Sitting at the tables during the second day of the PCA EPT Main Event, Esfandiari suddenly found that it was virtually impossible for him to move, even though he needed to relieve himself quickly. Instead of losing the bet – either through walking normally to the facilities or having someone carry him to the bathroom (both violations of the prop bet) – Esfandiari instead decided to take matters in his own hands and relieve himself in the middle of the poker room. With a group surrounding him to block any potential Peeping Toms (or Tinas) and a towel “over the top,” Esfandiari took care of business in a bottle or bucket (this is unclear, from most accounts). Once the cards were back in the air, however, he was removed from the tournament by the floor and informed he was being disqualified for his “breach of etiquette.”

Now we can at least give Esfandiari a little pat on the back for attempting to be as discreet as possible regarding this situation. The problem is that the “squares” – in this case, the floor staff and management of Atlantis, the Paradise Island casino hosting the PCA – aren’t used to people dropping trou and relieving themselves in the middle of their property. As such, they had to act quickly to quash such behavior, lest this become something that people – not only during this event but in the future – took as an acceptable practice in the Bahamas. To be honest, the DQ is probably something that would’ve been done in any casino around the world, at the minimum, if not an outright banishment (as you’re on an island, you haven’t got many other options, so perhaps the Paradise Island folks gave Esfandiari a break).

The disqualification also came at a tough time for Esfandiari. With a nice stack at that point in Day 2 but still quite some distance to making the money in the tournament, Esfandiari had to at least be considered a contender to cash in the event. For his $5000 buy-in, the minimum cash in the PCA EPT Main Event was slightly more than $8000 and the first place prize worth more than $800,000. By ejecting Esfandiari from the tournament, he lost his chance to compete for that big prize and lost his initial stake, something that the prop bet might soothe (for the record, Esfandiari did complete the bet) but giving one pause as to what might have been.

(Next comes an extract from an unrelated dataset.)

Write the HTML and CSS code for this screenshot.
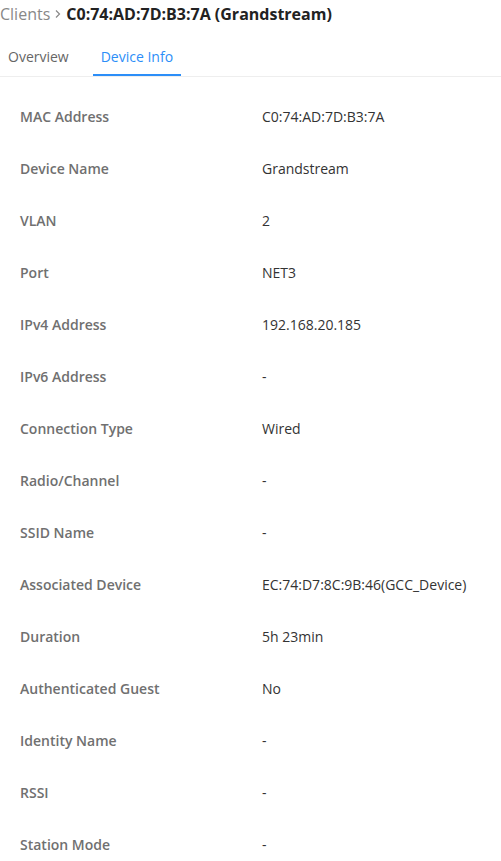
FILE: index.html
```html
<!DOCTYPE html>
<html lang="en">
<head>
    <meta charset="UTF-8">
    <meta name="viewport" content="width=device-width, initial-scale=1.0">
    <title>Device Info</title>
    <link rel="stylesheet" href="styles.css">
</head>
<body>

<!-- Breadcrumb -->
<div class="breadcrumb">
    <span class="crumb">Clients</span>
    <svg class="chevron" width="8" height="10" viewBox="0 0 8 10"><path d="M2 1.5 L5.5 5 L2 8.5" fill="none" stroke="#888" stroke-width="1.2"/></svg>
    <span class="current">C0:74:AD:7D:B3:7A (Grandstream)</span>
</div>

<!-- Tabs -->
<div class="tabs">
    <div class="tab">Overview</div>
    <div class="tab active">Device Info</div>
</div>

<!-- Info list -->
<div class="info-list">
    <div class="row"><span class="label">MAC Address</span><span class="value">C0:74:AD:7D:B3:7A</span></div>
    <div class="row"><span class="label">Device Name</span><span class="value">Grandstream</span></div>
    <div class="row"><span class="label">VLAN</span><span class="value">2</span></div>
    <div class="row"><span class="label">Port</span><span class="value">NET3</span></div>
    <div class="row"><span class="label">IPv4 Address</span><span class="value">192.168.20.185</span></div>
    <div class="row"><span class="label">IPv6 Address</span><span class="value">-</span></div>
    <div class="row"><span class="label">Connection Type</span><span class="value">Wired</span></div>
    <div class="row"><span class="label">Radio/Channel</span><span class="value">-</span></div>
    <div class="row"><span class="label">SSID Name</span><span class="value">-</span></div>
    <div class="row"><span class="label">Associated Device</span><span class="value">EC:74:D7:8C:9B:46(GCC_Device)</span></div>
    <div class="row"><span class="label">Duration</span><span class="value">5h 23min</span></div>
    <div class="row"><span class="label">Authenticated Guest</span><span class="value">No</span></div>
    <div class="row"><span class="label">Identity Name</span><span class="value">-</span></div>
    <div class="row"><span class="label">RSSI</span><span class="value">-</span></div>
    <div class="row"><span class="label">Station Mode</span><span class="value">-</span></div>
</div>

</body>
</html>
```

FILE: styles.css
```css
body {
    font-family: "Open Sans", sans-serif;
    margin: 0;
    padding: 0;
    background-color: white;
    color: #333;
}

.breadcrumb {
    display: flex;
    align-items: center;
    height: 28px;
    padding-left: 0;
}

.breadcrumb .crumb {
    font-size: 16px;
    color: #888;
}

.breadcrumb .chevron {
    margin: 0 4px 0 4px;
}

.breadcrumb .current {
    font-size: 16px;
    font-weight: 700;
    color: #222;
}

.tabs {
    display: flex;
    margin-top: 10px;
    border-bottom: 1px solid #eeeeee;
}

.tab {
    padding: 0 8px;
    height: 38px;
    line-height: 38px;
    font-size: 14px;
    color: #666;
    margin-right: 16px;
    box-sizing: border-box;
}

.tab.active {
    color: #2c8ef8;
    border-bottom: 2px solid #2c8ef8;
}

.info-list {
    padding: 13px 20px 0 20px;
}

.row {
    display: flex;
    height: 52px;
    align-items: center;
    font-size: 14px;
}

.row .label {
    width: 242px;
    font-weight: 600;
    color: #707070;
}

.row .value {
    color: #333;
}
```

Now it’s time to take on something seriously, however. Prop bets have been around since the dawn of time – you don’t think cavemen didn’t wager on who could toss a rock the furthest, then switch out the rock for a heavier piece of stone on their unsuspecting fellow caveman? – and will continue to be around whenever there are people gambling and having fun. When it starts to infringe on the purpose that everyone has come together for – in this case, the PCA EPT Main Event and other poker events in the Bahamas – AND starts to paint a picture to those outside of the “inner circle,” it tends to become a detriment to the game. As such, it may be time that the poker world “grows up” a bit, at least to the point of taking a look at situations such as Esfandiari’s and making them less a part of our lifestyles.

I’ve seen several prop bets going on at and away from the tables in my time in the industry and, for the most part, they have been harmless (OK, harmless except when you consider that someone is sometimes wagering a nice house on which direction a bird will fly off). It’s even fun to get in on the action (been a part of many a “credit card roulette” game for a dinner bill). It is another thing altogether, however, when the prop bets border on potentially being dangerous or, in the case of Esfandiari, might require someone to violate simple rules of public courtesy to be able to achieve the end goal.

For his part, Esfandiari has apologized profusely for the situation – hey, it is extremely possible that, in our particular business, he didn’t think that anyone would think it was odd what he was doing once the reason was explained. But there are those borders that cannot be crossed and, in the Esfandiari example, those borders were blown apart. Prop bets are great fun but, in the future, let’s grow up a bit and make sure that they don’t force someone to potentially do something dangerous or something that might get them in trouble…at the minimum, let’s at least make sure it doesn’t become public knowledge to networks like CNBC.